Available data ▸
§ §

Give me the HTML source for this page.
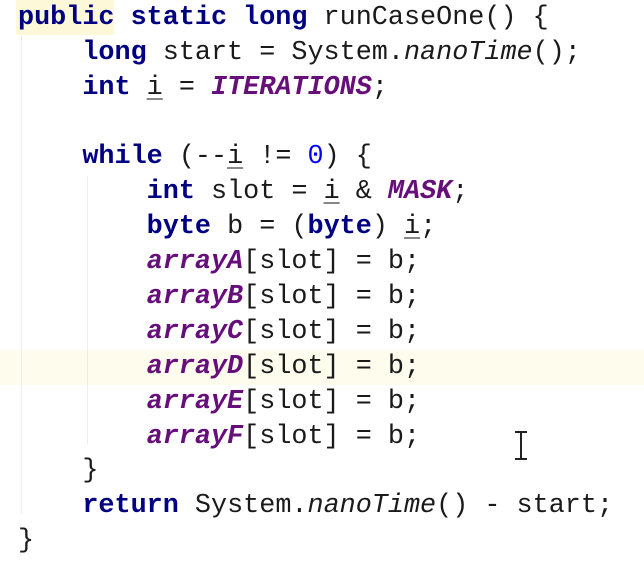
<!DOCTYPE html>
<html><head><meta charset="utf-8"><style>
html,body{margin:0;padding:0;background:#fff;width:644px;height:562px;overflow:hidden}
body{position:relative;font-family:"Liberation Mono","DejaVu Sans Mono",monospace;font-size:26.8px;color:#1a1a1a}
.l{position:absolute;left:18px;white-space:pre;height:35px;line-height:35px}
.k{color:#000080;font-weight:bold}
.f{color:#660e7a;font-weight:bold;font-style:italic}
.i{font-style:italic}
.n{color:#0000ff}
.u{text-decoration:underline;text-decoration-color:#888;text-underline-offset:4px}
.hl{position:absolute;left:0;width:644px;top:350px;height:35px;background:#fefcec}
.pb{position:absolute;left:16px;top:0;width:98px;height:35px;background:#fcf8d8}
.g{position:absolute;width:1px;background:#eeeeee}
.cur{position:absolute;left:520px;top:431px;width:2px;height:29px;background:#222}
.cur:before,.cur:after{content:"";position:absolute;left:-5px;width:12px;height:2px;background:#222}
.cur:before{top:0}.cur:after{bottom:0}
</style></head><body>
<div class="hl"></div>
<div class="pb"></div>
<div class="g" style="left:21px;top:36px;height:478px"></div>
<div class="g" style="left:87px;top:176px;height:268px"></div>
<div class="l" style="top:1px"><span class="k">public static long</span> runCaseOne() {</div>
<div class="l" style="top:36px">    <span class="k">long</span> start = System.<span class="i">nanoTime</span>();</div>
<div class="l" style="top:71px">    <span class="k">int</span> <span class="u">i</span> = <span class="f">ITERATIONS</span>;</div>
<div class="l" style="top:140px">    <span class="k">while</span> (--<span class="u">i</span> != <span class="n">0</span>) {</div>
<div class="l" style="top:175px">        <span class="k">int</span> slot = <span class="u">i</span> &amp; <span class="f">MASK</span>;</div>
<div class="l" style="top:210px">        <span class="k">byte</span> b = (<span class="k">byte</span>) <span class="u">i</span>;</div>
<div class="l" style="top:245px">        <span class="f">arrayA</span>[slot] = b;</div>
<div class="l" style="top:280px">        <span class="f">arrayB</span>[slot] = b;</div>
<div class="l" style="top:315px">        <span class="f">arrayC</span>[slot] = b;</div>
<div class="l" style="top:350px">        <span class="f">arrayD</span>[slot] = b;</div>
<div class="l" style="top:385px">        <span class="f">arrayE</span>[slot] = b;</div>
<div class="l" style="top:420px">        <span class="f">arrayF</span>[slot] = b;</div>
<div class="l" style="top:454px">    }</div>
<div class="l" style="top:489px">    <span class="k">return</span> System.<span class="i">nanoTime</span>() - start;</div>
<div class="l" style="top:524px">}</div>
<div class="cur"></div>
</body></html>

§ §

Every line above should be returned exactly; the pictures stay out.

Give me the HTML source for this page.
<!DOCTYPE html>
<html><head><meta charset="utf-8"><style>
html,body{margin:0;padding:0;background:#fff;width:644px;height:562px;overflow:hidden}
body{position:relative;font-family:"Liberation Mono","DejaVu Sans Mono",monospace;font-size:26.8px;color:#1a1a1a}
.l{position:absolute;left:18px;white-space:pre;height:35px;line-height:35px}
.k{color:#000080;font-weight:bold}
.f{color:#660e7a;font-weight:bold;font-style:italic}
.i{font-style:italic}
.n{color:#0000ff}
.u{text-decoration:underline;text-decoration-color:#888;text-underline-offset:4px}
.hl{position:absolute;left:0;width:644px;top:350px;height:35px;background:#fefcec}
.pb{position:absolute;left:16px;top:0;width:98px;height:35px;background:#fcf8d8}
.g{position:absolute;width:1px;background:#eeeeee}
.cur{position:absolute;left:520px;top:431px;width:2px;height:29px;background:#222}
.cur:before,.cur:after{content:"";position:absolute;left:-5px;width:12px;height:2px;background:#222}
.cur:before{top:0}.cur:after{bottom:0}
</style></head><body>
<div class="hl"></div>
<div class="pb"></div>
<div class="g" style="left:21px;top:36px;height:478px"></div>
<div class="g" style="left:87px;top:176px;height:268px"></div>
<div class="l" style="top:1px"><span class="k">public static long</span> runCaseOne() {</div>
<div class="l" style="top:36px">    <span class="k">long</span> start = System.<span class="i">nanoTime</span>();</div>
<div class="l" style="top:71px">    <span class="k">int</span> <span class="u">i</span> = <span class="f">ITERATIONS</span>;</div>
<div class="l" style="top:140px">    <span class="k">while</span> (--<span class="u">i</span> != <span class="n">0</span>) {</div>
<div class="l" style="top:175px">        <span class="k">int</span> slot = <span class="u">i</span> &amp; <span class="f">MASK</span>;</div>
<div class="l" style="top:210px">        <span class="k">byte</span> b = (<span class="k">byte</span>) <span class="u">i</span>;</div>
<div class="l" style="top:245px">        <span class="f">arrayA</span>[slot] = b;</div>
<div class="l" style="top:280px">        <span class="f">arrayB</span>[slot] = b;</div>
<div class="l" style="top:315px">        <span class="f">arrayC</span>[slot] = b;</div>
<div class="l" style="top:350px">        <span class="f">arrayD</span>[slot] = b;</div>
<div class="l" style="top:385px">        <span class="f">arrayE</span>[slot] = b;</div>
<div class="l" style="top:420px">        <span class="f">arrayF</span>[slot] = b;</div>
<div class="l" style="top:454px">    }</div>
<div class="l" style="top:489px">    <span class="k">return</span> System.<span class="i">nanoTime</span>() - start;</div>
<div class="l" style="top:524px">}</div>
<div class="cur"></div>
</body></html>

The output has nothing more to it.